Banks Adopt Tokenized Deposits to Enhance Digital Payments

Global banks are shifting from traditional de-banking narratives to on-chain operations by issuing tokenized deposits—blockchain representations of bank liabilities that combine stablecoin liquidity with legal backing. Singapore’s DBS and J.P. Morgan are building a cross-chain framework to enable real-time settlement of tokenized deposits on Ethereum L2 Base and permissioned ledgers. Hong Kong plans a multi-layer digital currency model integrating CBDC, tokenized deposits, and regulated stablecoins.
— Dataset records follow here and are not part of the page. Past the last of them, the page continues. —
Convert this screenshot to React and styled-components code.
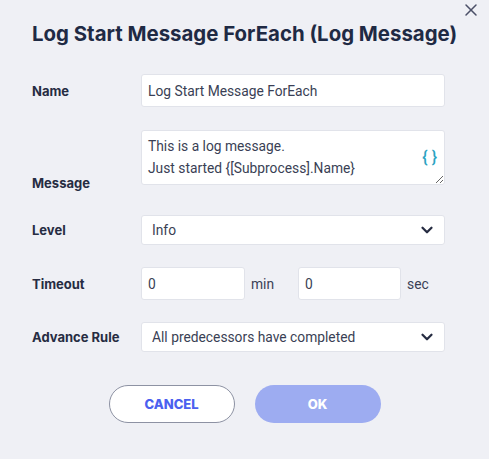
import React from 'react'
import styled, { createGlobalStyle } from 'styled-components'
import { ChevronDown, X } from 'lucide-react'

const GlobalStyle = createGlobalStyle`
    body {
        margin: 0;
        background: #eff0f5;
        font-family: Roboto, "Liberation Sans", sans-serif;
    }
`

const Dialog = styled.div`
    position: relative;
    box-sizing: border-box;
    width: 489px;
    height: 459px;
    padding: 21px 44px 0 32px;
    background: #eff0f5;
`

const CloseButton = styled.button`
    position: absolute;
    top: 0;
    right: 8px;
    width: 20px;
    height: 20px;
    padding: 0;
    border: none;
    background: none;
    color: #4b5068;
    display: flex;
    align-items: center;
    justify-content: center;
    cursor: pointer;
`

const Title = styled.h2`
    margin: 0;
    font-family: Inter, "Noto Sans", sans-serif;
    font-size: 20.4px;
    line-height: 25px;
    font-weight: 700;
    color: #1f2a44;
    white-space: nowrap;
`

const Form = styled.div`
    margin-top: 28px;
    display: grid;
    grid-template-columns: 109px 304px;
    row-gap: 22px;
`

const Label = styled.label`
    font-family: Inter, "Noto Sans", sans-serif;
    font-size: 13px;
    font-weight: 700;
    color: #262c42;
    align-self: ${props => props.$bottom ? 'end' : 'center'};
    margin-bottom: ${props => props.$bottom ? '2px' : '0'};
`

const Field = styled.div`
    position: relative;
    display: flex;
    align-items: center;
    margin-bottom: ${props => props.$extra || 0}px;
`

const TextInput = styled.input`
    box-sizing: border-box;
    width: ${props => props.$width || '100%'};
    height: 33px;
    padding: 0 6px;
    border: 1px solid #e1e3ea;
    border-radius: 3px;
    background: #fff;
    font-family: Roboto, sans-serif;
    font-size: 13.8px;
    color: #3a3f55;
    outline: none;
`

const TextArea = styled.textarea`
    box-sizing: border-box;
    width: 100%;
    height: 55px;
    padding: 4px 40px 0 6px;
    border: 1px solid #e1e3ea;
    border-radius: 3px;
    background: #fff;
    font-family: Roboto, sans-serif;
    font-size: 13.8px;
    line-height: 22px;
    color: #3a3f55;
    resize: vertical;
    outline: none;
    overflow: hidden;
`

const Braces = styled.span`
    position: absolute;
    right: 8px;
    top: 50%;
    transform: translateY(-52%);
    font-family: Roboto, sans-serif;
    font-size: 16px;
    font-weight: 500;
    color: #2ba3c2;
    white-space: pre;
`

const SelectBox = styled.div`
    box-sizing: border-box;
    width: 100%;
    height: 30px;
    padding: 0 8px 0 10px;
    border: 1px solid #e1e3ea;
    border-radius: 3px;
    background: #fff;
    display: flex;
    align-items: center;
    justify-content: space-between;
    font-size: 13.8px;
    color: #3a3f55;
`

const Unit = styled.span`
    font-size: 13.8px;
    color: #3a3f55;
    margin: 0 ${props => props.$right || 0}px 0 6px;
`

const Buttons = styled.div`
    margin: 33px 0 0 -32px;
    width: 489px;
    display: flex;
    justify-content: center;
    gap: 20px;
`

const Button = styled.button`
    box-sizing: border-box;
    width: 126px;
    height: 38px;
    border-radius: 19px;
    border: ${props => props.$primary ? 'none' : '1px solid #8d92a3'};
    background: ${props => props.$primary ? '#9dacf1' : '#fff'};
    color: ${props => props.$primary ? '#fff' : '#4b60ef'};
    font-family: Inter, "Noto Sans", sans-serif;
    font-size: 13px;
    font-weight: 800;
    cursor: pointer;
`

const Select = ({ value }) => (
    <SelectBox>
        <span>{value}</span>
        <ChevronDown size={18} strokeWidth={3} color="#262c42" />
    </SelectBox>
)

export default function App() {
    return (
        <Dialog>
            <GlobalStyle />
            <CloseButton>
                <X size={20} strokeWidth={1.8} />
            </CloseButton>
            <Title>Log Start Message ForEach (Log Message)</Title>
            <Form>
                <Label>Name</Label>
                <Field $extra={1}>
                    <TextInput defaultValue="Log Start Message ForEach" />
                </Field>

                <Label $bottom>Message</Label>
                <Field $extra={8}>
                    <TextArea defaultValue={'This is a log message.\nJust started {[Subprocess].Name}'} />
                    <Braces>{'{ }'}</Braces>
                </Field>

                <Label>Level</Label>
                <Field>
                    <Select value="Info" />
                </Field>

                <Label>Timeout</Label>
                <Field>
                    <TextInput $width="104px" defaultValue="0" />
                    <Unit $right={24}>min</Unit>
                    <TextInput $width="103px" defaultValue="0" />
                    <Unit>sec</Unit>
                </Field>

                <Label>Advance Rule</Label>
                <Field>
                    <Select value="All predecessors have completed" />
                </Field>
            </Form>
            <Buttons>
                <Button>CANCEL</Button>
                <Button $primary>OK</Button>
            </Buttons>
        </Dialog>
    )
}
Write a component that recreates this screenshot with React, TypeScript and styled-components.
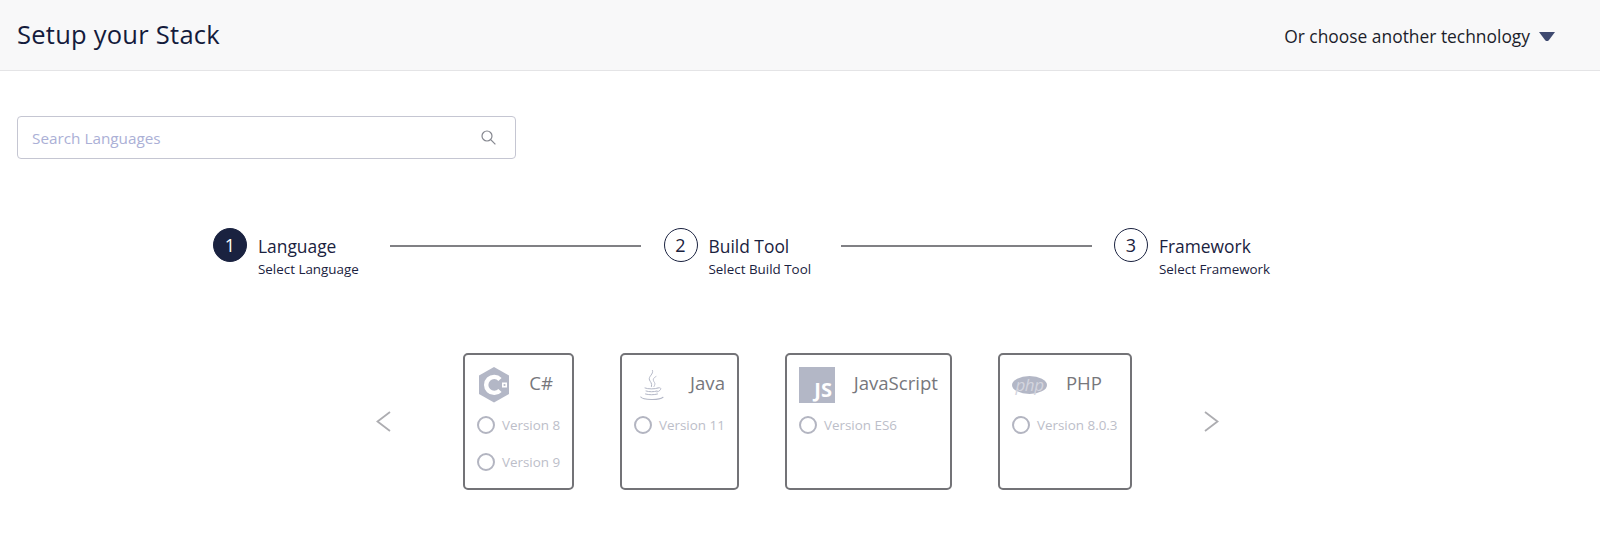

In the UK, six major banks launched a tokenized pound pilot covering cross-border payments, mortgages, and digital asset settlement through mid-2026. Japan’s SBI Shinsei Bank is testing cross-border tokenized settlements to cut costs and delays within existing regulations. Analysts foresee a three-tier monetary architecture—central bank digital currency, bank-issued tokenized deposits, and market-issued stablecoins—with tokenized cash and stablecoins projected to reach $3.6 trillion by 2030. This marks a shift from blockchain experiments to core financial infrastructure, signalling stronger institutional demand for on-chain liquidity and faster payments.
Bullish
Global banks’ adoption of tokenized deposits validates blockchain beyond niche experiments and underscores institutional demand for on-chain liquidity, faster settlements, and compliant stablecoin alternatives. Similar to past milestones—like SWIFT gpi accelerating cross-border payments—this move will boost demand for Ethereum L2 networks, regulated digital assets, and tokenized cash. In the short term, traders may see increased on-chain volume and interest in BASE and related tokens. Long term, the three-layer currency model (CBDC, bank-issued tokens, regulated stablecoins) will cement blockchain as critical financial infrastructure, underpinning a bullish outlook for digital asset adoption and infrastructure protocols.